Lycosuchidae

Lycosuchids
Partial skull of Lycosuchus in the Museum für Naturkunde, highlighting its large canines
Scientific classification
Domain: Eukaryota
Kingdom: Animalia
Phylum: Chordata
Clade: Synapsida
Clade: Therapsida
Clade: Therocephalia
Family: Lycosuchidae
Nopcsa, 1923
Valid genera

Lycosuchus
Gorynychus?
Simorhinella

Synonyms

Lycosuchidae is a family of therocephalians (an extinct type of therapsids, broader group which modern mammals belong to) known from fossils from what is now the Beaufort Group of South Africa and that lived during the Middle to Late Permian between roughly 265 to 258 million years ago. It currently includes only two genera each with a single species, Lycosuchus, represented by L. vanderrieti, and Simorhinella, represented by S. baini, both named by paleontologist Robert Broom in 1903 and 1915, respectively (though Simorhinella was not recognised as a lycosuchid until 2014). Both species are large predators characterised by their size, reduced tooth counts with large, almost "sabre toothed" canine teeth, and relatively short, broad and low snouts.

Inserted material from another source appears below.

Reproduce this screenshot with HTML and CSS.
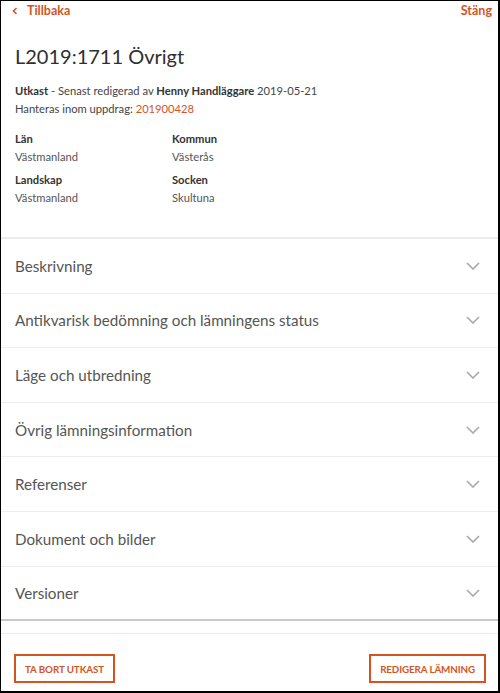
FILE: index.html
```html
<!DOCTYPE html>
<html lang="sv">
<head>
<meta charset="utf-8">
<title>L2019:1711 Övrigt</title>
<link rel="stylesheet" href="styles.css">
</head>
<body>
<div class="frame">
  <div class="topbar">
    <a class="back"><svg class="back-icon" width="6" height="8" viewBox="0 0 6 8"><path d="M4.5 1 L1.5 4 L4.5 7" fill="none" stroke="currentColor" stroke-width="1.6"/></svg><span>Tillbaka</span></a>
    <a class="close">Stäng</a>
  </div>
  <div class="header">
    <h1 class="title">L2019:1711 Övrigt</h1>
    <p class="meta"><b>Utkast</b> - Senast redigerad av <b>Henny Handläggare</b> 2019-05-21</p>
    <p class="meta">Hanteras inom uppdrag: <a class="link">201900428</a></p>
    <div class="facts">
      <div class="fact"><div class="label">Län</div><div class="value">Västmanland</div></div>
      <div class="fact"><div class="label">Kommun</div><div class="value">Västerås</div></div>
      <div class="fact"><div class="label">Landskap</div><div class="value">Västmanland</div></div>
      <div class="fact"><div class="label">Socken</div><div class="value">Skultuna</div></div>
    </div>
  </div>
  <div class="sections">
    <div class="row"><span>Beskrivning</span><svg class="chev" width="14" height="8" viewBox="0 0 14 8"><path d="M1 1 L7 7 L13 1" fill="none" stroke="currentColor" stroke-width="1.6"/></svg></div>
    <div class="row"><span>Antikvarisk bedömning och lämningens status</span><svg class="chev" width="14" height="8" viewBox="0 0 14 8"><path d="M1 1 L7 7 L13 1" fill="none" stroke="currentColor" stroke-width="1.6"/></svg></div>
    <div class="row"><span>Läge och utbredning</span><svg class="chev" width="14" height="8" viewBox="0 0 14 8"><path d="M1 1 L7 7 L13 1" fill="none" stroke="currentColor" stroke-width="1.6"/></svg></div>
    <div class="row"><span>Övrig lämningsinformation</span><svg class="chev" width="14" height="8" viewBox="0 0 14 8"><path d="M1 1 L7 7 L13 1" fill="none" stroke="currentColor" stroke-width="1.6"/></svg></div>
    <div class="row"><span>Referenser</span><svg class="chev" width="14" height="8" viewBox="0 0 14 8"><path d="M1 1 L7 7 L13 1" fill="none" stroke="currentColor" stroke-width="1.6"/></svg></div>
    <div class="row"><span>Dokument och bilder</span><svg class="chev" width="14" height="8" viewBox="0 0 14 8"><path d="M1 1 L7 7 L13 1" fill="none" stroke="currentColor" stroke-width="1.6"/></svg></div>
    <div class="row last"><span>Versioner</span><svg class="chev" width="14" height="8" viewBox="0 0 14 8"><path d="M1 1 L7 7 L13 1" fill="none" stroke="currentColor" stroke-width="1.6"/></svg></div>
  </div>
  <div class="spacer"></div>
  <div class="footer">
    <button class="btn">TA BORT UTKAST</button>
    <button class="btn">REDIGERA LÄMNING</button>
  </div>
</div>
</body>
</html>
```
FILE: styles.css
```css
* { box-sizing: border-box; }
html, body { margin: 0; padding: 0; background: #fff; }
body { font-family: Lato, "Open Sans", sans-serif; color: #333; }
.frame {
  width: 500px;
  height: 693px;
  border-left: 1px solid #000;
  border-top: 1px solid #000;
  border-right: 2px solid #000;
  border-bottom: 2px solid #000;
  display: flex;
  flex-direction: column;
  overflow: hidden;
}
.topbar {
  display: flex;
  justify-content: space-between;
  align-items: center;
  height: 19px;
  padding: 0 6px 0 11px;
  font-size: 12.5px;
  font-weight: 700;
  color: #d4541f;
}
.back { display: flex; align-items: center; gap: 9px; }
.back-icon { display: block; }
.header { padding: 0 14px; }
.title {
  margin: 23px 0 0;
  font-size: 20px;
  font-weight: 400;
  line-height: 26px;
  color: #2f2f2f;
}
.meta {
  margin: 0;
  font-size: 11.2px;
  line-height: 18px;
  color: #444;
}
.title + .meta { margin-top: 13px; }
.meta b { font-weight: 700; color: #333; }
.link { color: #d4541f; }
.facts {
  display: grid;
  grid-template-columns: 157px 1fr;
  row-gap: 5px;
  margin-top: 12px;
  padding-bottom: 30px;
  font-size: 11.2px;
  line-height: 18px;
}
.label { font-weight: 700; color: #333; }
.value { color: #555; }
.sections { border-top: 2px solid #ececec; }
.row {
  display: flex;
  justify-content: space-between;
  align-items: center;
  height: 54.6px;
  padding: 0 18px 0 14px;
  border-bottom: 1px solid #eeeeee;
  font-size: 15.2px;
  color: #555;
}
.row.last { border-bottom: 2px solid #c9c9c9; }
.chev { color: #a8a8a8; display: block; }
.spacer { height: 13px; border-bottom: 1px solid #ececec; }
.footer {
  display: flex;
  justify-content: space-between;
  padding: 20px 12px 0 13px;
}
.btn {
  height: 29px;
  padding: 0 9px;
  background: #fff;
  border: 2px solid #d4541f;
  color: #d4541f;
  font-family: Lato, "Open Sans", sans-serif;
  font-size: 9.8px;
  font-weight: 700;
  letter-spacing: -0.1px;
  cursor: pointer;
}
```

Lycosuchids were once thought to be defined by having two simultaneously functional pairs of canines, so-called "double canines", instead of a single pair of like in all other predatory therapsids (including predatory mammals). However, it has since been recognised that these actually represent overlap between an older pair and their alternated replacements in separate tooth sockets, and that fossils of lycosuchids with "double canines" in fact preserve teeth at different stages of growth and replacement. This is the same method of canine replacement used by other predatory therapsids, though the pattern appears to be unusual in lycosuchids as the alternating canines occur together more often compared to other predatory therapsids like other therocephalians and gorgonopsians.

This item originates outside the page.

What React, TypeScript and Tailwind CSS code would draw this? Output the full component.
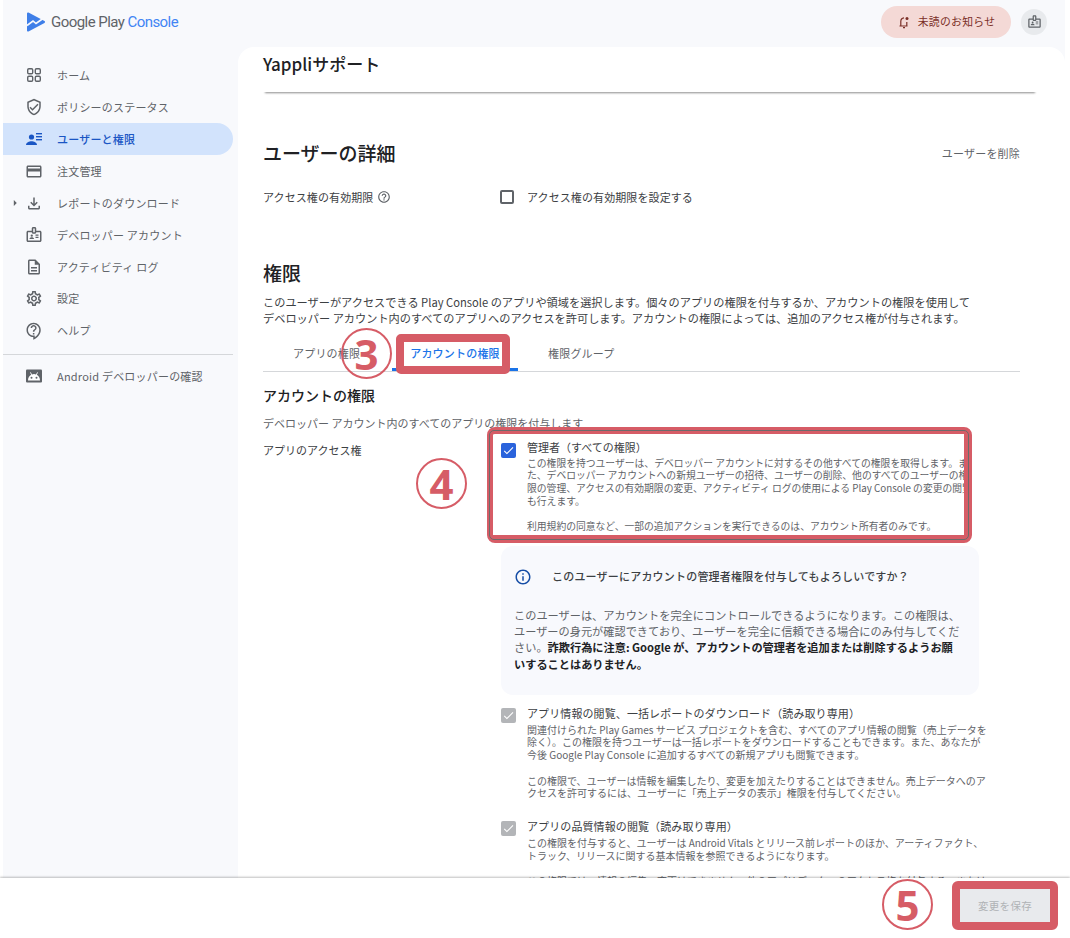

Lycosuchids are among the earliest known therocephalians and are also thought to be the most basal. The Russian genus Gorynychus, containing two species, may also belong to the family, although this result is not typically recovered. Lycosuchids are only known from the upper Tapinocephalus and lower Endothiodon Assemblage Zones of the Karoo Basin, surviving the Capitanian mass extinction event between them that wiped out many other therapsid groups and ended the Middle Permian, but apparently only persisting as a "dead clade walking" that went extinct as ecosystems fully recovered, potentially competing with recently evolved large gorgonopsians.